The $N$-term truncation error is $\varepsilon_N = \text{tr}(\mathcal{R}) - \sum_{n=1}^N \langle \psi_n, \mathcal{R}\psi_n\rangle$, where $\mathcal{R}$ is the autocorrelation operator and $\{\psi_n\}$ is any orthonormal set. Minimizing $\varepsilon_N$ is equivalent to maximizing $\sum_{n=1}^N \langle \psi_n, \mathcal{R}\psi_n\rangle$.

By the Courant-Fischer theorem for compact self-adjoint operators, $\max_{\text{dim}(V_N)=N} \sum_{n=1}^N \langle \psi_n, \mathcal{R}\psi_n\rangle = \sum_{n=1}^N \lambda_n$, achieved when $V_N = \text{span}(\phi_1, \ldots, \phi_N)$, the top $N$ eigenfunctions.

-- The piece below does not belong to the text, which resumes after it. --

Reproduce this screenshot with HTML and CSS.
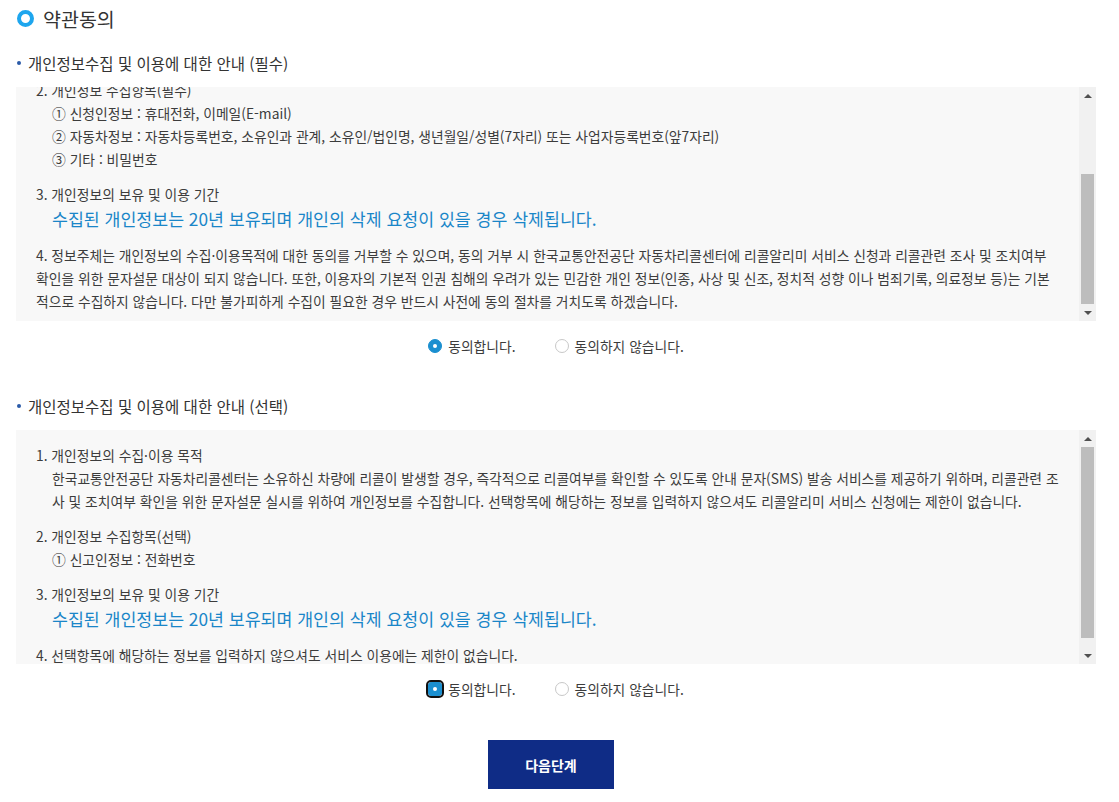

Therefore $\varepsilon_N^{(\text{KL})} = \text{tr}(\mathcal{R}) - \sum_{n=1}^N \lambda_n = \sum_{n>N}\lambda_n$, and any other $N$-term expansion has error $\geq \varepsilon_N^{(\text{KL})}$.

The eigendecomposition $\mathbf{R} = \mathbf{U}\boldsymbol{\Lambda}\mathbf{U}^H$ expresses the channel vector in the eigenbasis: $\mathbf{h} = \mathbf{U}\mathbf{z}$ where $\mathbf{z} = \mathbf{U}^H\mathbf{h}$ has uncorrelated components with variance $\lambda_n$. This is the discrete, spatial analogue of the KL expansion.

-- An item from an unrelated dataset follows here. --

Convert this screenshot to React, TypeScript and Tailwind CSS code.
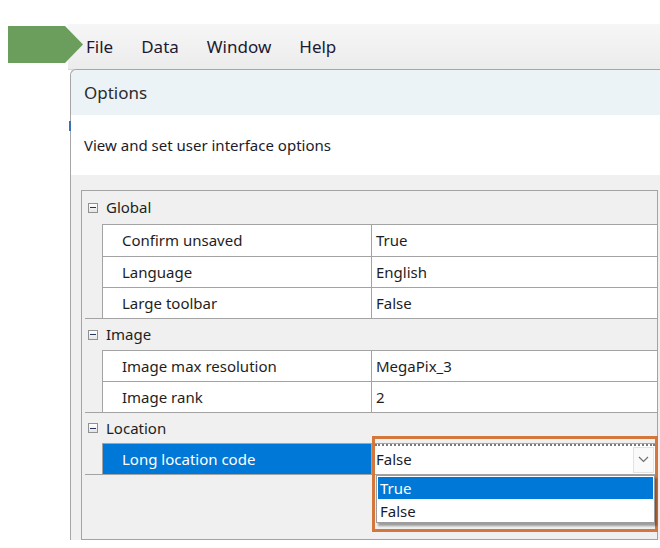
import React from "react";

type Prop = { name: string; value: string; selected?: boolean };
type Category = { title: string; h: string; props: Prop[] };

const categories: Category[] = [
  {
    title: "Global",
    h: "h-[33px]",
    props: [
      { name: "Confirm unsaved", value: "True" },
      { name: "Language", value: "English" },
      { name: "Large toolbar", value: "False" },
    ],
  },
  {
    title: "Image",
    h: "h-[32px]",
    props: [
      { name: "Image max resolution", value: "MegaPix_3" },
      { name: "Image rank", value: "2" },
    ],
  },
  {
    title: "Location",
    h: "h-[31px]",
    props: [{ name: "Long location code", value: "False", selected: true }],
  },
];

const font = { fontFamily: '"Noto Sans", "Open Sans", sans-serif' };

const MinusBox = () => (
  <span className="flex h-[10px] w-[10px] items-center justify-center border border-[#919191] bg-gradient-to-b from-white to-[#e4e4e4]">
    <span className="h-[1px] w-[6px] bg-[#24365e]" />
  </span>
);

const ComboOverlay = () => (
  <div className="absolute left-0 top-[-8px] z-10 h-[96px] w-[286px] border-[3px] border-[#d3773d]">
    {/* dotted focus line */}
    <div className="mt-[5px] h-[2px] border-t-2 border-dotted border-[#7a7a7a]" />
    <div className="flex h-[27px] items-center bg-white pl-[1px]">
      <span className="flex-1 text-[15px] text-[#1b1b2b]">False</span>
      <span className="mr-[1px] flex h-[26px] w-[21px] items-center justify-center border border-[#e3e3e3] bg-[#fafafa]">
        <svg width="11" height="7" viewBox="0 0 11 7" fill="none">
          <path d="M1 1l4.5 4.5L10 1" stroke="#6f6f6f" strokeWidth="1.2" />
        </svg>
      </span>
    </div>
    <div className="ml-[1px] mt-[2px] w-[279px] border border-[#9d9d9d] bg-white shadow-[2px_3px_2px_rgba(0,0,0,0.35)]">
      <div className="m-[1px] flex h-[22px] items-center bg-[#0078d7] pl-[2px] text-[15px] text-white">
        True
      </div>
      <div className="flex h-[22px] items-center pl-[3px] text-[15px] text-[#1b1b2b]">
        False
      </div>
    </div>
  </div>
);

export default function App() {
  return (
    <div
      className="relative h-[548px] w-[660px] overflow-hidden bg-white text-[#1e1e1e]"
      style={font}
    >
      {/* callout arrow */}
      <svg
        className="absolute left-[8px] top-[26px]"
        width="75"
        height="37"
        viewBox="0 0 75 37"
      >
        <polygon points="0,0 57,0 75,18.5 57,37 0,37" fill="#6b9e5c" />
      </svg>

      <div className="pl-[68px] pt-[24px]">
        {/* menu bar */}
        <div className="flex h-[46px] items-center gap-[28px] border-b border-[#d6d6d6] bg-gradient-to-b from-[#f6f6f6] to-[#ececec] pl-[18px] text-[17px] text-[#1c1a33]">
          <span>File</span>
          <span>Data</span>
          <span>Window</span>
          <span>Help</span>
        </div>

        {/* dialog */}
        <div className="relative ml-[2px] mt-[-1px] rounded-tl-[6px] border-l border-t border-[#a6a6a6] bg-[#f0f0f0]">
          <span className="absolute left-[-2px] top-[51px] h-[10px] w-[2px] bg-[#3b6fb6]" />
          <div className="flex h-[45px] items-center rounded-tl-[6px] bg-[#ecf3f7] pl-[13px] text-[17px] text-[#2b2b2b]">
            Options
          </div>
          <div className="flex h-[60px] items-center bg-white pl-[13px] text-[15px] text-[#1b1b2b]">
            View and set user interface options
          </div>

          <div className="pl-[10px] pt-[15px]">
            <div className="h-[350px] w-[577px] border border-[#a3a3a3] bg-[#f0f0f0]">
              {categories.map((cat, ci) => (
                <div key={cat.title}>
                  <div
                    className={`flex ${cat.h} items-center gap-[8px] text-[15px] ${
                      ci > 0 ? "ml-[3px] border-t border-[#a3a3a3] pl-[3px]" : "pl-[6px]"
                    }`}
                  >
                    <MinusBox />
                    <span>{cat.title}</span>
                  </div>
                  {cat.props.map((p, pi) => (
                    <div
                      key={p.name}
                      className={`ml-[20px] flex ${
                        ci === 0 && pi === 0 ? "h-[32px]" : "h-[31px]"
                      } border-l border-t border-[#a3a3a3] text-[15px]`}
                    >
                      <div
                        className={`flex w-[269px] items-center border-r border-[#a3a3a3] pl-[19px] ${
                          p.selected ? "bg-[#0078d7] text-white" : "bg-white"
                        }`}
                      >
                        {p.name}
                      </div>
                      <div className="relative flex flex-1 items-center bg-white pl-[4px]">
                        {p.value}
                        {p.selected && <ComboOverlay />}
                      </div>
                    </div>
                  ))}
                </div>
              ))}
              <div className="ml-[3px] border-t border-[#a3a3a3]" />
            </div>
          </div>
        </div>
      </div>
    </div>
  );
}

If the eigenvalues decay rapidly ($\lambda_n \approx 0$ for $n > r$), the channel effectively lives in an $r$-dimensional subspace spanned by the dominant eigenvectors $\mathbf{U}_r = [\mathbf{u}_1, \ldots, \mathbf{u}_r]$. The pre-beamformer $\mathbf{B} = \mathbf{U}_r$ projects onto this subspace.

In JSDM, users are grouped by covariance similarity. Each group $g$ has pre-beamformer $\mathbf{B}_g$ spanning the group's dominant eigenmodes. Since different groups occupy approximately orthogonal eigenspaces, inter-group interference is small. Within each group, a second-stage beamformer handles the remaining instantaneous CSI — but in a reduced dimension $r \ll N_t$, dramatically reducing feedback requirements.